The one through line in her framework for what being a “badass bonita” entails is revolutionary acts of self-love in the fight for liberation. That includes subscribing to the “F*ck Being Calladita” lifestyle which she tells HipLatina is “about embracing yourself, your voice, and your value. It is an intentional choice to stop being calladita, stop silencing yourself, and stop shrinking. It invites you to live your life unapologetically, loudly, and on your own terms.”

The first chapter of “The Breakthrough” she asks “Who the f*ck are you?” where she encourages readers to continually ask themselves who am I and what do I want and it’s all rooted in self-love. She writes in the affirmations section: “It’s never too late to heal”, a simple yet crucial affirmation that reminds readers that no matter where they are in life, healing can happen. Guerra hopes readers learn to speak words of love to themselves, reinforcing the importance of affirmations and why she was intentional about including them throughout the book: “Affirmations keep your becoming at the forefront of your mind. These affirmations are you co-creating with the universe and connecting with your essence. They are the pathway to your becoming.”

These affirmations chip away at the the beliefs, rooted in marianismo (as she calls it the “bible for femininity”), that have been forced on Latinas from a young age. Part of the reason inner child work is so fundamental is because of the impact these beliefs have had on Latinas for generations. But Guerra reminds readers that we need to be writing our own stories and rules instead of following those that are set before us.
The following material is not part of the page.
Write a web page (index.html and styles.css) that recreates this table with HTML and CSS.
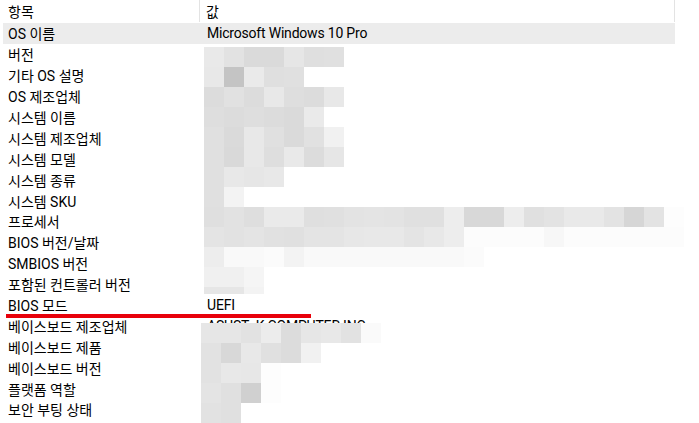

“We have such heavy, stark, and rigid expectations placed on us from such an early age. We don’t need a bible for femininity telling us who and how to be,” she tells us.

Part of her journey in nurturing her inner niña includes embracing her queer identity after her marriage to a man came to an end, while grappling with homophobia in her family. Guerra, who founded the cultural center Casita Queer in Oaxaca City, is a vocal LGBTQIA leader in the community but details in the book the difficult conversations she had with family members who judged her as a lesbian. She’s now found her voice as a proud lesbian helping other queer folks feel safe and seen through her work and credits two of the most iconic queer Latinas for helping her and many other feel seen. Lesbian singer Chavela Vargas who had an affair with famed Mexican artist Frida Kahlo was unabashedly open about her queerness and relationship with Kahlo despite the stigma. This rebellious act gave queer women “wings” Guerra writes, calling it the “Mariposa Effect”, the act of giving yourself wings and inspiring other mujeres to do the same. Guerra tells us that the chapter on the Mariposa Effect was the easiest for her to write and, as the closing chapter for the book, she “felt like lighting a torch and passing it on. I hope readers take the torch and fill the sky with their wings.”